Professor Yu Suk-Ryul of the Institute of Foreign Affairs and National Security here said Pyongyang was closely watching Washington's plans for war against Iraq, and believed it had limited time to get Washington's attention.

"I think North Korea understands that Washington does not want war on two fronts," he said.

"However, after the Iraq war, North Koreans certainly believe that they will be the next target.
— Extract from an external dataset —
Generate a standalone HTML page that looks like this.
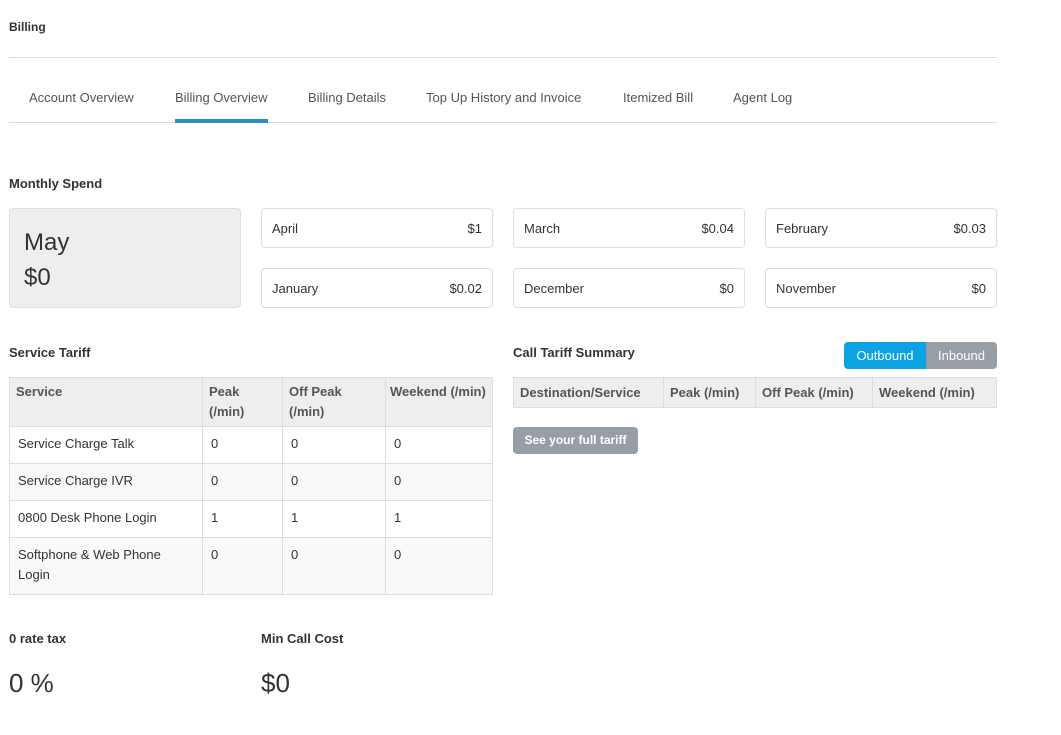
<!DOCTYPE html>
<html><head><meta charset="utf-8"><style>
*{box-sizing:border-box;margin:0;padding:0}
body{width:1061px;height:735px;background:#fff;font-family:"Liberation Sans",Arial,sans-serif;color:#333;position:relative;overflow:hidden}
.a{position:absolute}
.b{font-weight:bold}
.card{position:absolute;border:1px solid #ddd;border-radius:4px;height:40px;font-size:13px;display:flex;justify-content:space-between;align-items:center;padding:0 10px;background:#fff}
table{border-collapse:collapse;position:absolute;font-size:13px}
td,th{border:1px solid #ddd;vertical-align:top;text-align:left}
th{background:#eee;color:#555;font-weight:bold}
</style></head><body>
<div class="a b" style="left:9px;top:20px;font-size:12px">Billing</div>
<div class="a" style="left:9px;top:57px;width:988px;border-top:1px solid #ddd"></div>
<div class="a" style="left:9px;top:122px;width:988px;border-top:1px solid #ddd"></div>
<div class="a" style="top:90px;font-size:13px;color:#555;left:29px">Account Overview</div>
<div class="a" style="top:90px;font-size:13px;color:#555;left:175px">Billing Overview</div>
<div class="a" style="left:175px;top:119px;width:93px;height:4px;background:#2b8ccb"></div>
<div class="a" style="top:90px;font-size:13px;color:#555;left:308px">Billing Details</div>
<div class="a" style="top:90px;font-size:13px;color:#555;left:426px">Top Up History and Invoice</div>
<div class="a" style="top:90px;font-size:13px;color:#555;left:623px">Itemized Bill</div>
<div class="a" style="top:90px;font-size:13px;color:#555;left:733px">Agent Log</div>

<div class="a b" style="left:9px;top:176px;font-size:13px">Monthly Spend</div>
<div class="a" style="left:9px;top:208px;width:232px;height:100px;background:#eee;border:1px solid #ddd;border-radius:4px;padding:16px 0 0 14px;font-size:24px;line-height:35px">May<br>$0</div>
<div class="card" style="left:261px;top:208px;width:232px"><span>April</span><span>$1</span></div>
<div class="card" style="left:513px;top:208px;width:232px"><span>March</span><span>$0.04</span></div>
<div class="card" style="left:765px;top:208px;width:232px"><span>February</span><span>$0.03</span></div>
<div class="card" style="left:261px;top:268px;width:232px"><span>January</span><span>$0.02</span></div>
<div class="card" style="left:513px;top:268px;width:232px"><span>December</span><span>$0</span></div>
<div class="card" style="left:765px;top:268px;width:232px"><span>November</span><span>$0</span></div>

<div class="a b" style="left:9px;top:345px;font-size:13px">Service Tariff</div>
<table style="left:9px;top:377px;width:484px;line-height:20px">
<tr style="height:49px"><th style="width:193px;padding:4px 6px 3px">Service</th><th style="width:80px;padding:4px 6px 3px">Peak (/min)</th><th style="width:103px;padding:4px 6px 3px">Off Peak (/min)</th><th style="padding:4px 4px 3px">Weekend (/min)</th></tr>
<tr style="height:37px"><td style="padding:7px 8px">Service Charge Talk</td><td style="padding:7px 8px">0</td><td style="padding:7px 8px">0</td><td style="padding:7px 8px">0</td></tr>
<tr style="height:37px;background:#f9f9f9"><td style="padding:7px 8px">Service Charge IVR</td><td style="padding:7px 8px">0</td><td style="padding:7px 8px">0</td><td style="padding:7px 8px">0</td></tr>
<tr style="height:37px"><td style="padding:7px 8px">0800 Desk Phone Login</td><td style="padding:7px 8px">1</td><td style="padding:7px 8px">1</td><td style="padding:7px 8px">1</td></tr>
<tr style="height:57px;background:#f9f9f9"><td style="padding:7px 8px">Softphone &amp; Web Phone Login</td><td style="padding:7px 8px">0</td><td style="padding:7px 8px">0</td><td style="padding:7px 8px">0</td></tr>
</table>

<div class="a b" style="left:513px;top:345px;font-size:13px">Call Tariff Summary</div>
<div class="a" style="left:844px;top:342px;width:82px;height:27px;background:#0ca3e3;color:#fff;border-radius:4px 0 0 4px;font-size:13px;text-align:center;line-height:27px">Outbound</div>
<div class="a" style="left:926px;top:342px;width:71px;height:27px;background:#979ea5;color:#fff;border-radius:0 4px 4px 0;font-size:13px;text-align:center;line-height:27px">Inbound</div>
<table style="left:513px;top:377px;width:484px;height:30px">
<tr><th style="width:150px;padding:7px 6px">Destination/Service</th><th style="width:92px;padding:7px 6px">Peak (/min)</th><th style="width:117px;padding:7px 6px">Off Peak (/min)</th><th style="padding:7px 6px">Weekend (/min)</th></tr>
</table>
<div class="a b" style="left:513px;top:427px;width:125px;height:27px;background:#979ea5;color:#fff;border-radius:4px;font-size:12px;text-align:center;line-height:27px">See your full tariff</div>

<div class="a b" style="left:9px;top:631px;font-size:13px">0 rate tax</div>
<div class="a" style="left:9px;top:668px;font-size:26px">0 %</div>
<div class="a b" style="left:261px;top:631px;font-size:13px">Min Call Cost</div>
<div class="a" style="left:261px;top:668px;font-size:26px">$0</div>
</body></html>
They are doing this (missile tests) and other provocations because they believe that now is the time to induce the United States to come to the negotiating table, not later."

South Koreans, engrossed in the twists and turns of domestic politics under new President Roh Moo-Hyun, are focusing less on North Korea.

"People here interpret the test-firing and other North Korean actions as signals from North Korea to the United States, not to us," said Kookmin University politics professor Yoon Young-O.

Washington and Pyongyang have been locked in a tense stand-off since the crisis erupted in October when North Korea allegedly admitted to U.S. officials that it had kept up a secret nuclear program in breach of a 1994 bilateral accord.

Since then Pyongyang has kicked out international weapons inspectors, pulled out of the nuclear Non-Proliferation Treaty, and fired up a reactor at its Yongbyon nuclear plant that is capable of producing weapons grade plutonium as a response to U.S. fuel cut.

All-Out War

This month the stakes rose higher when on March 2 four North Korean fighters armed with heat-seeking missiles surprised a U.S. RC-135S spy plane over international waters, flying within 50 feet of it and chasing it for 22 minutes.

Reacting to the rising tension, Washington earlier this month deployed long-range bombers to the island of Guam in the western Pacific as a deterrent to any aggression by North Korea.

A U.S. aircraft carrier is also on its way to waters around the Korean peninsula as part of joint war games that began last week involving hundreds of thousands of U.S. and South Korean troops.

North Korea has condemned the military exercises as a pretext for an invasion of the communist state.

On Sunday the North's official newspaper Rodongt Sinmum warned that Pyongyang would respond to "all-out war with an all-out war."

Self-Defense

Meanwhile, North Korea on Monday said that  its interception of an American spyplane by four fighter jets in international airspace was a defensive act.

"We can not stand by and watch the aggressive attempts by the U.S. army," said a commentary in Rodong Sinmun newspaper, China's Xinhua news agency reported from the North Korean capital Pyongyang.

"If the U.S. aggressors had not reinforced the military build-up against us and committed such aggressive acts as that of the reconnaissance aircraft, the interception would not have happened."